Direction: In the records that follow, locate every line with "styles" and extract it.

Information shown:
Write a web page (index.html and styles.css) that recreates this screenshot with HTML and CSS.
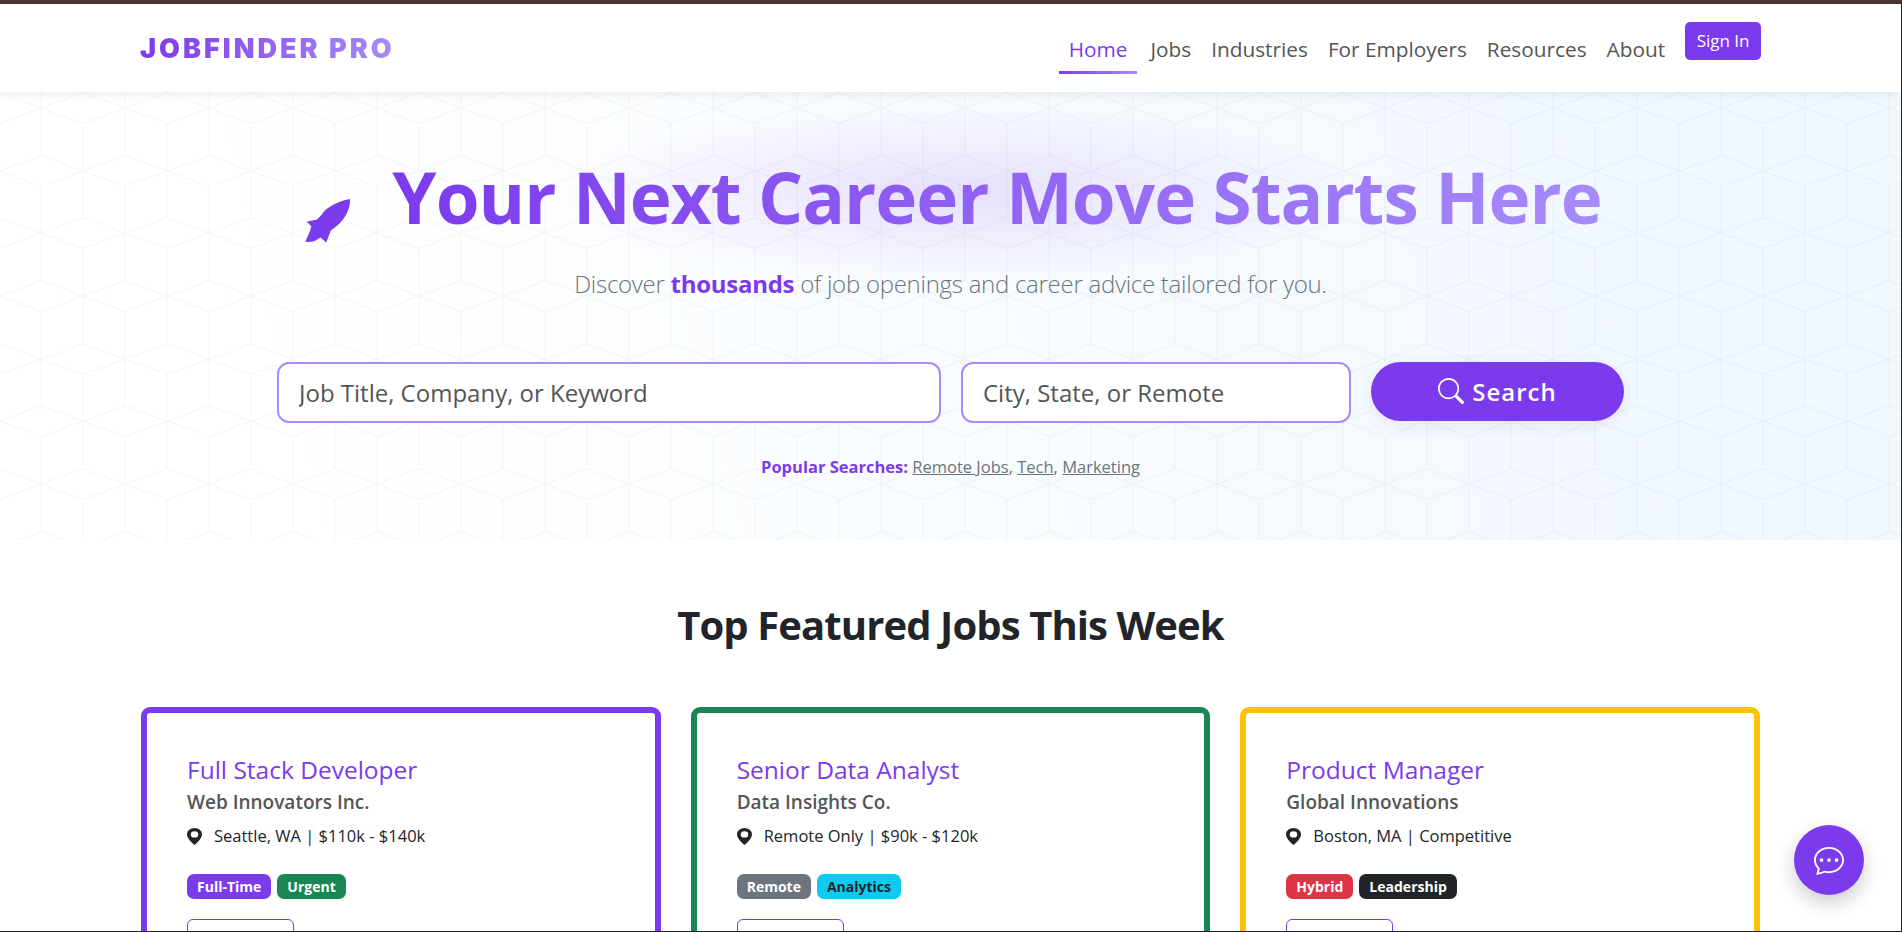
FILE: index.html
```html
<!DOCTYPE html>
<html lang="en">
<head>
  <meta charset="UTF-8" />
  <meta name="viewport" content="width=device-width, initial-scale=1.0"/>
  <title>JobFinder Pro</title>
  <link rel="stylesheet" href="styles.css">
</head>
<body>

  <div class="top-strip"></div>

  <!-- Navigation -->
  <nav class="navbar">
    <a class="logo" href="#">JOBFINDER PRO</a>
    <ul class="nav-links">
      <li><a class="nav-link active" href="#">Home</a></li>
      <li><a class="nav-link" href="#">Jobs</a></li>
      <li><a class="nav-link" href="#">Industries</a></li>
      <li><a class="nav-link" href="#">For Employers</a></li>
      <li><a class="nav-link" href="#">Resources</a></li>
      <li><a class="nav-link" href="#">About</a></li>
      <li><a class="sign-in" href="#">Sign In</a></li>
    </ul>
  </nav>

  <!-- Hero -->
  <header class="hero">
    <h1 class="hero-title">
      <svg class="rocket" viewBox="0 0 46 46" aria-hidden="true">
        <path d="M44 2C37 3 30 6 24.500 9.500C21 11.500 18.500 14 17 17L12.500 21.500L2.500 23.700L7 28L5.700 32.500L1.300 43Q6 43.500 10.700 42L15.700 38.700L21.300 43.700L25.700 32C32 28 37 23 40 17.500C43 12 44.500 7 44 2Z"/>
      </svg>
      <span class="title-text">Your Next Career Move Starts Here</span>
    </h1>
    <p class="hero-sub">Discover <strong>thousands</strong> of job openings and career advice tailored for you.</p>

    <form class="search-row">
      <input class="search-input job" type="text" placeholder="Job Title, Company, or Keyword">
      <input class="search-input place" type="text" placeholder="City, State, or Remote">
      <button class="search-btn" type="button">
        <svg viewBox="0 0 16 16" aria-hidden="true"><path d="M11.742 10.344a6.5 6.5 0 1 0-1.397 1.398h-.001c.03.04.062.078.098.115l3.85 3.85a1 1 0 0 0 1.415-1.414l-3.85-3.85a1.007 1.007 0 0 0-.115-.1zM12 6.5a5.5 5.5 0 1 1-11 0 5.5 5.5 0 0 1 11 0z"/></svg>
        Search
      </button>
    </form>

    <p class="popular"><strong>Popular Searches:</strong> <a href="#">Remote Jobs</a>, <a href="#">Tech</a>, <a href="#">Marketing</a></p>
  </header>

  <!-- Featured jobs -->
  <main class="featured">
    <h2>Top Featured Jobs This Week</h2>

    <div class="job-grid">
      <article class="job-card purple">
        <h3>Full Stack Developer</h3>
        <p class="company">Web Innovators Inc.</p>
        <p class="meta">
          <svg viewBox="2 0 12 16" preserveAspectRatio="none" aria-hidden="true"><path d="M8 16s6-5.686 6-10A6 6 0 0 0 2 6c0 4.314 6 10 6 10zm0-7a3 3 0 1 1 0-6 3 3 0 0 1 0 6z"/></svg>
          Seattle, WA | $110k - $140k
        </p>
        <div class="tags">
          <span class="tag bg-purple">Full-Time</span>
          <span class="tag bg-green">Urgent</span>
        </div>
        <a class="apply" href="#">Apply Now</a>
      </article>

      <article class="job-card green">
        <h3>Senior Data Analyst</h3>
        <p class="company">Data Insights Co.</p>
        <p class="meta">
          <svg viewBox="2 0 12 16" preserveAspectRatio="none" aria-hidden="true"><path d="M8 16s6-5.686 6-10A6 6 0 0 0 2 6c0 4.314 6 10 6 10zm0-7a3 3 0 1 1 0-6 3 3 0 0 1 0 6z"/></svg>
          Remote Only | $90k - $120k
        </p>
        <div class="tags">
          <span class="tag bg-gray">Remote</span>
          <span class="tag bg-cyan">Analytics</span>
        </div>
        <a class="apply" href="#">Apply Now</a>
      </article>

      <article class="job-card yellow">
        <h3>Product Manager</h3>
        <p class="company">Global Innovations</p>
        <p class="meta">
          <svg viewBox="2 0 12 16" preserveAspectRatio="none" aria-hidden="true"><path d="M8 16s6-5.686 6-10A6 6 0 0 0 2 6c0 4.314 6 10 6 10zm0-7a3 3 0 1 1 0-6 3 3 0 0 1 0 6z"/></svg>
          Boston, MA | Competitive
        </p>
        <div class="tags">
          <span class="tag bg-red">Hybrid</span>
          <span class="tag bg-dark">Leadership</span>
        </div>
        <a class="apply" href="#">Apply Now</a>
      </article>
    </div>
  </main>

  <!-- Chat -->
  <button class="chat-btn" title="Chat">
    <svg viewBox="0 0 16 16" aria-hidden="true">
      <path d="M5 8a1 1 0 1 1-2 0 1 1 0 0 1 2 0zm4 0a1 1 0 1 1-2 0 1 1 0 0 1 2 0zm3 1a1 1 0 1 0 0-2 1 1 0 0 0 0 2z"/>
      <path d="m2.165 15.803.02-.004c1.83-.363 2.948-.842 3.468-1.105A9.06 9.06 0 0 0 8 15c4.418 0 8-3.134 8-7s-3.582-7-8-7-8 3.134-8 7c0 1.76.743 3.37 1.97 4.6a10.437 10.437 0 0 1-.524 2.318l-.003.011a10.722 10.722 0 0 1-.244.637c-.079.186.074.394.273.362a21.673 21.673 0 0 0 .693-.125zm.8-3.108a1 1 0 0 0-.287-.801C1.618 10.83 1 9.468 1 8c0-3.192 3.004-6 7-6s7 2.808 7 6c0 3.193-3.004 6-7 6a8.06 8.06 0 0 1-2.088-.272 1 1 0 0 0-.711.074c-.387.196-1.24.57-2.634.893a10.97 10.97 0 0 0 .398-2z"/>
    </svg>
  </button>

</body>
</html>
```

FILE: styles.css
```css
:root {
  --primary: #7c3aed;
  --primary-light: #a78bfa;
  --text: #212529;
  --muted: #6c757d;
  --nav-text: #555555;
}

* {
  box-sizing: border-box;
}

html,
body {
  height: 100vh;
  margin: 0;
  overflow: hidden;
}

body {
  font-family: "Open Sans", "Noto Sans", sans-serif;
  color: var(--text);
  background: #ffffff;
  border-right: 1px solid #222222;
  border-bottom: 1px solid #222222;
}

a {
  text-decoration: none;
}

.top-strip {
  height: 4px;
  background: #4f3535;
}

/* Navigation */
.navbar {
  position: relative;
  z-index: 10;
  display: flex;
  justify-content: space-between;
  align-items: flex-start;
  height: 88px;
  padding: 18px 140px 0;
  background: #ffffff;
  box-shadow: 0 2px 10px rgba(0, 0, 0, 0.08);
}

.logo {
  margin-top: 11px;
  font-family: Inter, "Open Sans", sans-serif;
  font-size: 27px;
  font-weight: 900;
  line-height: 32px;
  letter-spacing: 3px;
  background: linear-gradient(90deg, var(--primary), var(--primary-light));
  -webkit-background-clip: text;
  background-clip: text;
  color: transparent;
}

.nav-links {
  display: flex;
  align-items: flex-start;
  list-style: none;
  margin: 0;
  padding: 0;
}

.nav-link {
  position: relative;
  display: block;
  padding: 12px 10px 10px;
  font-size: 20.8px;
  line-height: 30px;
  font-weight: 500;
  color: var(--nav-text);
}

.nav-link.active {
  margin-right: 3px;
  color: var(--primary);
}

.nav-link.active::after {
  content: "";
  position: absolute;
  left: 0;
  right: 0;
  bottom: 0;
  height: 3px;
  background: linear-gradient(90deg, var(--primary), var(--primary-light));
}

.sign-in {
  display: block;
  margin-left: 10px;
  padding: 6px 11.5px;
  height: 38px;
  font-size: 17px;
  line-height: 26px;
  color: #ffffff;
  background: var(--primary);
  border-radius: 5px;
}

/* Hero */
.hero {
  height: 448px;
  padding-top: 62px;
  text-align: center;
  background-color: #ffffff;
  background-image:
    url("data:image/svg+xml,%3Csvg xmlns='http://www.w3.org/2000/svg' width='84' height='125.33' viewBox='0 0 84 125.33'%3E%3Cpath fill='none' stroke='%23000' stroke-opacity='.03' stroke-width='1.2' d='M42 16L84 .7M42 16L0 .7M42 16L84 31.3M42 16L0 31.3M42 63.3L84 78.7L42 94L0 78.7ZM42 0V63.3M42 94V125.33M0 0V.7M0 31.3V125.33M84 0V.7M84 31.3V125.33'/%3E%3C/svg%3E"),
    radial-gradient(ellipse 400px 90px at 50.3% 22.5%, rgba(124, 58, 237, 0.14), rgba(124, 58, 237, 0)),
    linear-gradient(75deg, #ffffff 15%, #f1f8fe 85%);
  background-size: 84px 125.33px, auto, auto;
  background-position: -1.5px 0, 0 0, 0 0;
}

.hero-title {
  display: flex;
  justify-content: center;
  align-items: flex-start;
  gap: 40px;
  height: 86px;
  margin: 0 0 26px;
  padding-left: 5px;
  font-size: 71px;
  font-weight: 700;
  line-height: 86px;
  letter-spacing: -1px;
}

.rocket {
  width: 48px;
  height: 48px;
  margin-top: 43px;
  fill: var(--primary);
}

.title-text {
  background: linear-gradient(90deg, var(--primary), var(--primary-light));
  -webkit-background-clip: text;
  background-clip: text;
  color: transparent;
}

.hero-sub {
  margin: 0 0 59.5px;
  font-size: 24px;
  font-weight: 300;
  line-height: 36px;
  letter-spacing: -0.27px;
  color: var(--muted);
}

.hero-sub strong {
  font-weight: 700;
  color: var(--primary);
}

.search-row {
  display: flex;
  justify-content: center;
  align-items: flex-start;
  gap: 20px;
  margin-bottom: 32px;
}

.search-input {
  height: 61px;
  padding: 0 20px;
  font-family: inherit;
  font-size: 24px;
  color: #555555;
  background: #ffffff;
  border: 2px solid var(--primary-light);
  border-radius: 12px;
}

.search-input::placeholder {
  color: #555555;
  opacity: 1;
}

.search-input.job {
  width: 664px;
}

.search-input.place {
  width: 390px;
}

.search-btn {
  display: flex;
  justify-content: center;
  align-items: center;
  gap: 8px;
  width: 253px;
  height: 59px;
  font-family: inherit;
  font-size: 24px;
  font-weight: 600;
  letter-spacing: 1px;
  color: #ffffff;
  background: var(--primary);
  border: none;
  border-radius: 30px;
  box-shadow: 0 4px 15px rgba(124, 58, 237, 0.1);
}

.search-btn svg {
  width: 26px;
  height: 26px;
  fill: #ffffff;
}

.popular {
  margin: 0;
  font-size: 16.5px;
  line-height: 24px;
  color: var(--muted);
}

.popular strong {
  color: var(--primary);
}

.popular a {
  color: var(--muted);
  text-decoration: underline;
}

/* Featured jobs */
.featured {
  padding: 61px 141px 0;
}

.featured h2 {
  margin: 0 0 58px;
  text-align: center;
  font-size: 40px;
  font-weight: 700;
  line-height: 48px;
  letter-spacing: -0.9px;
}

.job-grid {
  display: grid;
  grid-template-columns: repeat(3, 1fr);
  gap: 30px;
}

.job-card {
  padding: 42px 40px 40px;
  background: #ffffff;
  border: 6px solid var(--primary);
  border-radius: 9px;
}

.job-card.green {
  border-color: #198754;
}

.job-card.yellow {
  border-color: #ffc107;
}

.job-card h3 {
  margin: 0 0 4px;
  font-size: 24.5px;
  font-weight: 500;
  line-height: 29px;
  color: var(--primary);
}

.company {
  margin: 0 0 7px;
  font-size: 19px;
  font-weight: 600;
  line-height: 28px;
  color: #555555;
}

.meta {
  display: flex;
  align-items: center;
  gap: 12px;
  margin: 0 0 25px;
  font-size: 16.5px;
  line-height: 26px;
  color: var(--text);
}

.meta svg {
  width: 15px;
  height: 17px;
  fill: var(--text);
}

.tags {
  display: flex;
  gap: 6px;
  margin-bottom: 20px;
}

.tag {
  padding: 3px 10px;
  font-size: 14px;
  font-weight: 700;
  line-height: 19px;
  color: #ffffff;
  border-radius: 7px;
}

.bg-purple { background: var(--primary); }
.bg-green { background: #198754; }
.bg-gray { background: var(--muted); }
.bg-cyan { background: #0dcaf0; color: var(--text); }
.bg-red { background: #dc3545; }
.bg-dark { background: var(--text); }

.apply {
  display: inline-block;
  padding: 18px 12.5px;
  font-size: 16px;
  line-height: 20px;
  color: var(--primary);
  border: 1.5px solid var(--primary);
  border-radius: 6px;
}

/* Chat */
.chat-btn {
  position: fixed;
  right: 38px;
  bottom: 37px;
  display: flex;
  justify-content: center;
  align-items: center;
  width: 70px;
  height: 70px;
  background: var(--primary);
  border: none;
  border-radius: 50%;
  box-shadow: 0 8px 20px rgba(0, 0, 0, 0.2);
}

.chat-btn svg {
  width: 30px;
  height: 30px;
  fill: #ffffff;
}
```
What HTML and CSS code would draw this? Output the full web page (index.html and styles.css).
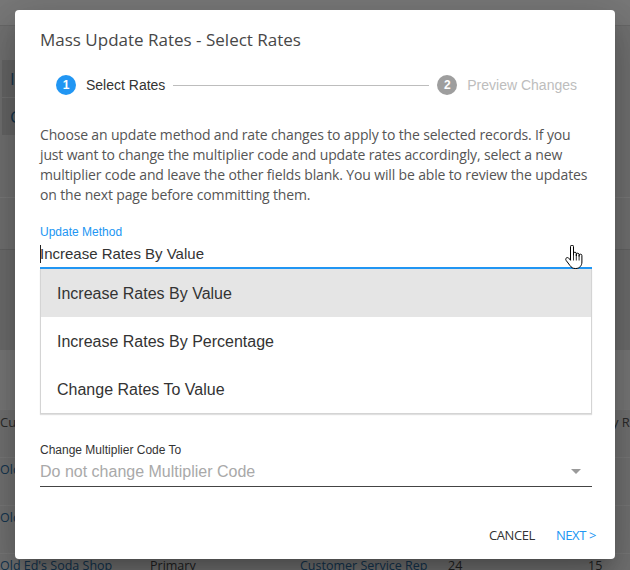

The reply:
Write a web page (index.html and styles.css) that recreates this screenshot with HTML and CSS.
  <link rel="stylesheet" href="styles.css">
FILE: styles.css
What HTML and CSS code would draw this? Output the full web page (index.html and styles.css).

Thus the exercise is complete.